Advantages of market system
- Market system automatically responds and adjusts to the people’s wants
As we know, in a market system, the price of goods and services are determined by the forces of demand and supply. If consumers want a particular good or a service, they simply demand for it and the prices go up, which gives signal for the producers to produce more of that good. If producers can produce the required amount of that particular good, the price automatically comes down to normal. Likewise, if people no longer wants a particular good, they simply stop demanding for it, so that it is no longer profitable for producers to produce that good, so producers stop producing that good.
- Wider variety of goods and services
In a market system, producers compete with each other by offering wider variety of goods, therefore consumers have more choice, this may even lead to lower prices.
- Competition pushes businesses to be efficient: keeping costs down and production high.
The aim of firms in a market economy is to make as much profits as possible. In order to do this, the firms need to be more efficient. Therefore they often use new and better methods for production, this leads to lower costs and higher output.
- Government does not have to take decisions on basic economic questions
The market system relies on producers and consumers to decide on what, how and for whom to produce. Therefore it does not require the government to employ a group of people to take these decisions
The disadvantages of market system
- Factors of Production is not employed if it is not profitable
In a market system, producers do not produce a good or a service if it is not profitable. But sometimes it may be necessary to produce some goods even if it is not profitable. Therefore Market system will fail in this aspect.
- Market system may not produce certain goods and services
Private firms in a market system will not be willing to provide certain public goods like street lights because it is almost impossible to charge any payment from the consumers.
- Free market may encourage harmful goods
If there are people in the market who wish to buy dangerous goods like narcotic drugs, the market will be ready to buy it since private firms will be willing to provide anything that is profitable
- Production may lead to negative externalities
When firms are always trying to maximize their profits, they may ignore external costs like damages to the environment.
- Free market economy may increase the gap between the rich and the poor
When firms and individuals are able to produce and consume freely, it may make the rich even richer because they have more decision making power, and the poor may become poorer because they have less decision making power in the market.
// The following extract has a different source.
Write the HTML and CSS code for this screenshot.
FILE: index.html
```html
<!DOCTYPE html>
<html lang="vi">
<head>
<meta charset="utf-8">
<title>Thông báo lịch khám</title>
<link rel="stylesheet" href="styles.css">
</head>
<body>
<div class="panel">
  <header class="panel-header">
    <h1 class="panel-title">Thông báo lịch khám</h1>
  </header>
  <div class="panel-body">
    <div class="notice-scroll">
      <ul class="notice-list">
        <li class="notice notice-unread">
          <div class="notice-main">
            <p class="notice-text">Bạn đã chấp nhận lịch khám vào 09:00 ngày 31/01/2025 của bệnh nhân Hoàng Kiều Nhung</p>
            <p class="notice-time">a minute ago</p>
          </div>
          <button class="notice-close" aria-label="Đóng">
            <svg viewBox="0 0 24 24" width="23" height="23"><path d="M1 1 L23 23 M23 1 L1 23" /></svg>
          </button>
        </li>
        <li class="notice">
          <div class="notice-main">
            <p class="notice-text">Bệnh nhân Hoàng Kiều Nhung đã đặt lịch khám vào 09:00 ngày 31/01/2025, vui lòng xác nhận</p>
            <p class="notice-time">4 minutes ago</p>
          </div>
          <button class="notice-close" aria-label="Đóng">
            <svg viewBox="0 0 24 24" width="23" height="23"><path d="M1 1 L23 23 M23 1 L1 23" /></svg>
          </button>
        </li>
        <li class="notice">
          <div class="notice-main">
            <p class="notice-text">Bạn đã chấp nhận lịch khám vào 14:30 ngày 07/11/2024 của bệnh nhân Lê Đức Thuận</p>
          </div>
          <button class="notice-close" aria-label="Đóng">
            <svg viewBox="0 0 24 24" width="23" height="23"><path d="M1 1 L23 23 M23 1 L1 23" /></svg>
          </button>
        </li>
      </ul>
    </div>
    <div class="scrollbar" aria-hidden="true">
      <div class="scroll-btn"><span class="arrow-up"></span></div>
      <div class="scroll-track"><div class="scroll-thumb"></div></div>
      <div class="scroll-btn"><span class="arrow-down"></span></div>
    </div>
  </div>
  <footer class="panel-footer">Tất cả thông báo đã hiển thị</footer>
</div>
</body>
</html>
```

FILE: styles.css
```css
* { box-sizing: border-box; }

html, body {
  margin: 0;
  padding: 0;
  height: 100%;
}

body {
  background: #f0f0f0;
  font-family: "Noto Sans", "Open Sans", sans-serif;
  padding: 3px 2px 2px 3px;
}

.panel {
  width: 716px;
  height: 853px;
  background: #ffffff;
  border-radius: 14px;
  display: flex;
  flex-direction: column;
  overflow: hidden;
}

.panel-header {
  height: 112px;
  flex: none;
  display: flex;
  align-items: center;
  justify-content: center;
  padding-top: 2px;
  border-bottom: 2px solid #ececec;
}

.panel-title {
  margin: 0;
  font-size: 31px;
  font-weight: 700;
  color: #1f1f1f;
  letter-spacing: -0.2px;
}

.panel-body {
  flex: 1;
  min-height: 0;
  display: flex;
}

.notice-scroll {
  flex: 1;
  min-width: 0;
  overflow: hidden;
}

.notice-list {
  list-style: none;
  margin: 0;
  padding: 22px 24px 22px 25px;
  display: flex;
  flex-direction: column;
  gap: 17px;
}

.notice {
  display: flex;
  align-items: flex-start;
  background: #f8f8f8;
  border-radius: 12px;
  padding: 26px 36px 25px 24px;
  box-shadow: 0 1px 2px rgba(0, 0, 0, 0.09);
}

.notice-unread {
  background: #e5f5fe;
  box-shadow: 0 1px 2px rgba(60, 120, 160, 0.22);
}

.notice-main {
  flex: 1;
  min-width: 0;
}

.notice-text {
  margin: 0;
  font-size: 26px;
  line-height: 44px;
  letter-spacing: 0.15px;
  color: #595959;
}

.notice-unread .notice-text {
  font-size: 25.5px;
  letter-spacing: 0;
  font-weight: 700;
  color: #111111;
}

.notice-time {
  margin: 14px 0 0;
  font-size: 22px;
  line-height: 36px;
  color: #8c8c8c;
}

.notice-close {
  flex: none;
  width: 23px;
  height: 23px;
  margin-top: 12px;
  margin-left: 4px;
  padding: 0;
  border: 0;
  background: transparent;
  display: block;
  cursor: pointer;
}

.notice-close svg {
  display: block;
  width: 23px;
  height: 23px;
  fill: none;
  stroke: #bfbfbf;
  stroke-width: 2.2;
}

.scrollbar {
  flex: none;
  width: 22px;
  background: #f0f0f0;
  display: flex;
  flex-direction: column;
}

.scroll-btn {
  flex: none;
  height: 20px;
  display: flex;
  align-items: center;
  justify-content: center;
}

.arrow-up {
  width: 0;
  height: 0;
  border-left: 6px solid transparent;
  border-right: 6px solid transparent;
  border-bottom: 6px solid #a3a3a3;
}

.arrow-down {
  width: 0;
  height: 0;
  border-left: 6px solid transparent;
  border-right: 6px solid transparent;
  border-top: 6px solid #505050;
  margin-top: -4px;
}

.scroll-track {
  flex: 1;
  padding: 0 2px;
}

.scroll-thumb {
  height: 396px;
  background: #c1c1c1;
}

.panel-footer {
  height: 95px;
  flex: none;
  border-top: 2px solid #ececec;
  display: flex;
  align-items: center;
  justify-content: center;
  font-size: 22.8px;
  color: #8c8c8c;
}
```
The market system allocates more goods and services to those consumers who have more money than others.
- Cyclical fluctuations
Cyclical fluctuations are caused by the ever-changing demand and supply conditions. Sometimes, when producers anticipate a rise in demand for certain goods, they raise investment to produce more. But if demand actually does not rise, a general glut will occur, that is, stock accumulation. Consequently, the affected producers will have to reduce investment, dismiss workers toreduce costs. Both of these have an adverse effect in the economy as a whole. Less investment meanslower production while lower employment means less consumption, lower prices and profits. These cumulative effects lead to a lower national income.
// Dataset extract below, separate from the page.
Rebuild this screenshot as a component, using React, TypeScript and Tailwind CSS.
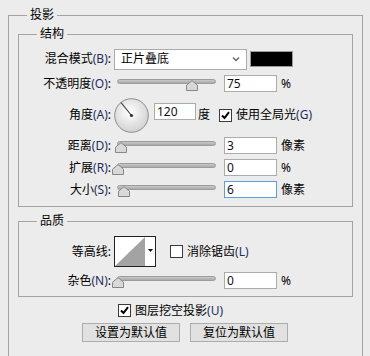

Conclusion: It can be concluded that price mechanism determines allocation of resources as per what consumers want more, which initially sounds right. However, this system cannot be left to itself because of its various imperfections which undoubtedly necessitate government intervention.
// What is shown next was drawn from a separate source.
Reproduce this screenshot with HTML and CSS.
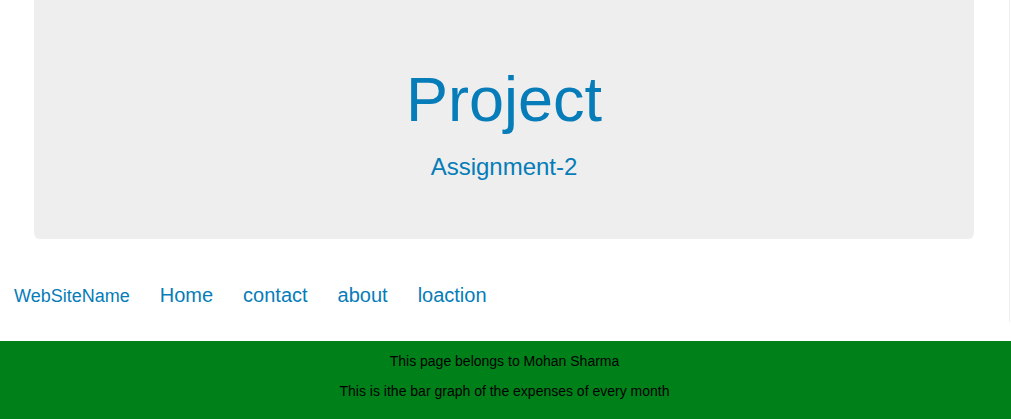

In this type of economic system, the government answers all the basic economic questions. Let’s see the typical answers to those questions by the government:
What to produce – The government decides what will and must be the needs of the citizens. The ans could be to produce only ‘Dettol’ soaps and no other variety of soaps. Citizens have no choice but to accept it.
How to produce – The government decides the method of production. A typical answer by a command economy could be to produce it in a labour intensive factory owned by the government.
For whom to produce – Again the government decides who will consume the products. Yes the answer is that the production is done for the people, so the people will use it and everyone gets the same price. Welfare is supposedly maximized.
Government controls everything. The factors of production are all owned by the state and production is done for the welfare of the state. And of course the choice of goods available to the people is much less, the people have to accept what is produced. This type of economic systems are also known as ‘planned economies’.
Advantages of command economic system
- Since this system is centralized and directly under the control of the government, it is stable and safe for investors. There are standards laid down by the government which have to be followed by every investor and thus, it helps to establish more control.
- All individual efforts are focused towards a certain goal, which means that all the efforts can be concentrated towards achieving social and economic goal of the government.
Since this system is stable, long term financial projects and infrastructure can be made without the fear of market downturn.
- Citizen welfare (at least in theory) is the main agenda of the government. Thus this kind of economy looks forward to maximizing citizen welfare. Gap between the poor and the rich are lower than any other type of economic sytem
disadvantages of command economic system
- In planned economy, planners are not always aware of consumer preferences, shortages, and surpluses with accuracy and therefore, cannot manage production accordingly.
- This type of economy requires many planners and administration to run the system which results in slow decision making, less progress, and corruption.
- There could be unemployed labour and other resources which leads to waste of labour and resources that could have otherwise been used to fulfill other needs of the society.
- As the system allows very little freedom, there is not much room for innovation. If the state allocates employment, then people are left with very fewer options to choose from.
- The government companies are highly bureaucratic and inefficient in operation.
Sometimes there is under-production of certain products while over-production of unnecessary products.
In a mixed economy, there are features of both the market and command economies. Some of the factors of productions are owned by the government, while others are owned by private sector. Almost all the economies today are mixed economies, however the degree of mixing varies. Some are more market oriented, while some are more towards government planning.
The price is primarily determined by the market. The government can regulate the market to correct the market failures.
- This system overcomes the disadvantages of both the market and planned economic systems.
- Producer and consumer sovereignty: Both consumers and producers can choose what to produce and what to consume.
- The government can always correct the market in case of the market failure
- Best and efficient allocation of resources takes place due to the resources being allocated by the market forces, with the government doing the necessary regulations. Government will provide those goods and services which the market forces will fail to provide (public and merit goods)
- The monopolies and other practices can always be regulated.